▸ Given request: It is required that the lines from the top of the listing through the line with "string[] = [];" be reproduced exactly, excluding pictures.

▸ Recorded data:
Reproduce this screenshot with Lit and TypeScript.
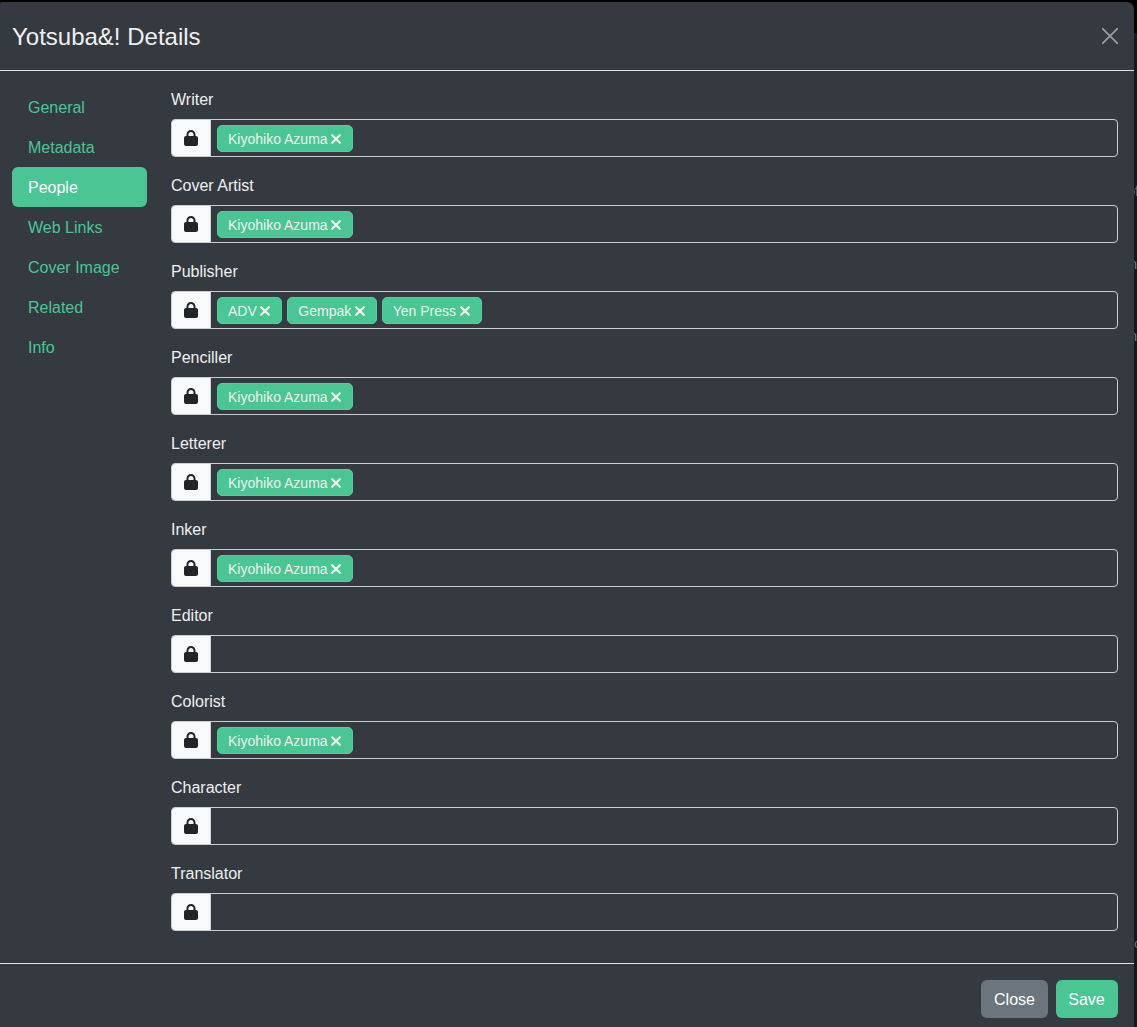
import { LitElement, html, css } from "lit";
import { customElement, property, state } from "lit/decorators.js";
import { classMap } from "lit/directives/class-map.js";

interface Person {
  role: string;
  names: string[];
}

const AUTHOR = "Kiyohiko Azuma";

const TABS = ["General", "Metadata", "People", "Web Links", "Cover Image", "Related", "Info"];

const PEOPLE: Person[] = [
  { role: "Writer", names: [AUTHOR] },
  { role: "Cover Artist", names: [AUTHOR] },
  { role: "Publisher", names: ["ADV", "Gempak", "Yen Press"] },
  { role: "Penciller", names: [AUTHOR] },
  { role: "Letterer", names: [AUTHOR] },
  { role: "Inker", names: [AUTHOR] },
  { role: "Editor", names: [] },
  { role: "Colorist", names: [AUTHOR] },
  { role: "Character", names: [] },
  { role: "Translator", names: [] },
];

@customElement("people-field")
export class PeopleField extends LitElement {
  @property() label = "";
  @property({ attribute: false }) names: string[] = [];

  static styles = css`
    :host {
      display: block;
      margin-bottom: 16px;
    }
    .label {
      display: block;
      padding-top: 1px;
      margin-bottom: 7px;
      line-height: 24px;
    }
    .group {
      display: flex;
      height: 38px;
      box-sizing: border-box;
      border: 1px solid #cccccc;
      border-radius: 4px;
      overflow: hidden;
    }
    .lock {
      display: flex;
      align-items: center;
      justify-content: center;
      width: 38px;
      flex: none;
      background: #f8f9fa;
      border-right: 1px solid #ced4da;
      color: #212529;
    }
    .lock svg {
      width: 14px;
      height: 16px;
      display: block;
    }
    .tags {
      display: flex;
      align-items: center;
      gap: 5px;
      padding-left: 6px;
    }
    .tag {
      display: flex;
      align-items: center;
      gap: 3.5px;
      height: 27px;
      box-sizing: border-box;
      padding: 0 11px 0 10px;
      border: 1px solid #51d09d;
      border-radius: 5px;
      background: #4ac694;
      font-size: 14px;
      white-space: nowrap;
    }
    .tag span {
      padding-top: 1px;
    }
    .tag svg {
      width: 10px;
      height: 10px;
      margin-top: 1px;
      display: block;
    }
  `;

  private remove(name: string) {
    this.names = this.names.filter((n) => n !== name);
  }

  render() {
    return html`
      <span class="label">${this.label}</span>
      <div class="group">
        <div class="lock">
          <svg viewBox="0 0 448 512" fill="currentColor">
            <path
              d="M144 144v48H304V144c0-44.200-35.800-80-80-80s-80 35.800-80 80zM80 192V144C80 64.500 144.500 0 224 0s144 64.500 144 144v48h16c35.300 0 64 28.700 64 64V448c0 35.300-28.700 64-64 64H64c-35.300 0-64-28.700-64-64V256c0-35.300 28.700-64 64-64H80z"
            />
          </svg>
        </div>
        <div class="tags">
          ${this.names.map(
            (name) => html`
              <span class="tag">
                <span>${name}</span>
                <svg viewBox="0 0 10 10" @click=${() => this.remove(name)}>
                  <path d="M1.200 1.200L8.800 8.800M8.800 1.200L1.200 8.800" stroke="currentColor" stroke-width="2.200" stroke-linecap="round" />
                </svg>
              </span>
            `
          )}
        </div>
      </div>
    `;
  }
}

@customElement("app-root")
export class AppRoot extends LitElement {
  @state() private active = "People";

  static styles = css`
    :host {
      display: block;
      position: relative;
      width: 1137px;
      height: 1027px;
      box-sizing: border-box;
      padding-top: 2px;
      overflow: hidden;
      background: linear-gradient(#000 33px, #16191c 33px);
      color: #efefef;
      font-family: "Liberation Sans", Arial, sans-serif;
      font-size: 16px;
      line-height: 24px;
    }
    .dialog {
      position: relative;
      width: 1138px;
      height: 1040px;
      margin-left: -4px;
      box-sizing: border-box;
      border-radius: 7px;
      background: #353a41;
    }
    .header {
      display: flex;
      align-items: center;
      justify-content: space-between;
      height: 69px;
      box-sizing: border-box;
      padding: 0 16px;
      border-bottom: 1px solid #dee2e6;
    }
    .title {
      margin: 0;
      padding-top: 2px;
      font-size: 24px;
      font-weight: 400;
      line-height: 36px;
    }
    .dismiss {
      width: 16px;
      height: 16px;
      color: #9a9ca0;
    }
    .body {
      display: flex;
      gap: 24px;
      height: 892px;
      box-sizing: border-box;
      padding: 16px;
    }
    .nav {
      display: flex;
      flex-direction: column;
      width: 135px;
      flex: none;
    }
    .tab {
      height: 40px;
      box-sizing: border-box;
      padding: 9px 16px 7px;
      border-radius: 6px;
      color: #4ac694;
      cursor: pointer;
    }
    .tab.active {
      background: #4ac694;
      color: #fff;
    }
    .fields {
      flex: 1;
    }
    .footer {
      display: flex;
      justify-content: flex-end;
      gap: 8px;
      padding: 16px;
      border-top: 1px solid #dee2e6;
    }
    .button {
      height: 38px;
      padding: 2px 0 0;
      border: 0;
      border-radius: 6px;
      color: #fff;
      font: inherit;
    }
    .close {
      width: 67px;
      background: #6c757d;
    }
    .save {
      width: 62px;
      padding-right: 1px;
      background: #4ac694;
    }
    .behind {
      position: absolute;
      right: 0;
      color: #77797b;
      font-size: 14px;
      line-height: 16px;
    }
    .b1 { top: 183px; right: -2px; }
    .b2 { top: 256px; }
    .b3 { top: 328px; }
    .b4 { top: 936px; right: -4px; font-size: 12px; }
  `;

  render() {
    return html`
      <span class="behind b1">of</span>
      <span class="behind b2">n</span>
      <span class="behind b3">n</span>
      <span class="behind b4">o</span>
      <div class="dialog">
        <div class="header">
          <h4 class="title">Yotsuba&amp;! Details</h4>
          <svg class="dismiss" viewBox="0 0 16 16" overflow="visible">
            <path d="M0.800 0.800L15.200 15.200M15.200 0.800L0.800 15.200" stroke="currentColor" stroke-width="1.800" stroke-linecap="round" />
          </svg>
        </div>
        <div class="body">
          <div class="nav">
            ${TABS.map(
              (tab) => html`
                <a class=${classMap({ tab: true, active: tab === this.active })} @click=${() => (this.active = tab)}>${tab}</a>
              `
            )}
          </div>
          <div class="fields">
            ${PEOPLE.map((p) => html`<people-field .label=${p.role} .names=${p.names}></people-field>`)}
          </div>
        </div>
        <div class="footer">
          <button class="button close">Close</button>
          <button class="button save">Save</button>
        </div>
      </div>
    `;
  }
}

▸ Output below:
Reproduce this screenshot with Lit and TypeScript.
import { LitElement, html, css } from "lit";
import { customElement, property, state } from "lit/decorators.js";
import { classMap } from "lit/directives/class-map.js";

interface Person {
  role: string;
  names: string[];
}

const AUTHOR = "Kiyohiko Azuma";

const TABS = ["General", "Metadata", "People", "Web Links", "Cover Image", "Related", "Info"];

const PEOPLE: Person[] = [
  { role: "Writer", names: [AUTHOR] },
  { role: "Cover Artist", names: [AUTHOR] },
  { role: "Publisher", names: ["ADV", "Gempak", "Yen Press"] },
  { role: "Penciller", names: [AUTHOR] },
  { role: "Letterer", names: [AUTHOR] },
  { role: "Inker", names: [AUTHOR] },
  { role: "Editor", names: [] },
  { role: "Colorist", names: [AUTHOR] },
  { role: "Character", names: [] },
  { role: "Translator", names: [] },
];

@customElement("people-field")
export class PeopleField extends LitElement {
  @property() label = "";
  @property({ attribute: false }) names: string[] = [];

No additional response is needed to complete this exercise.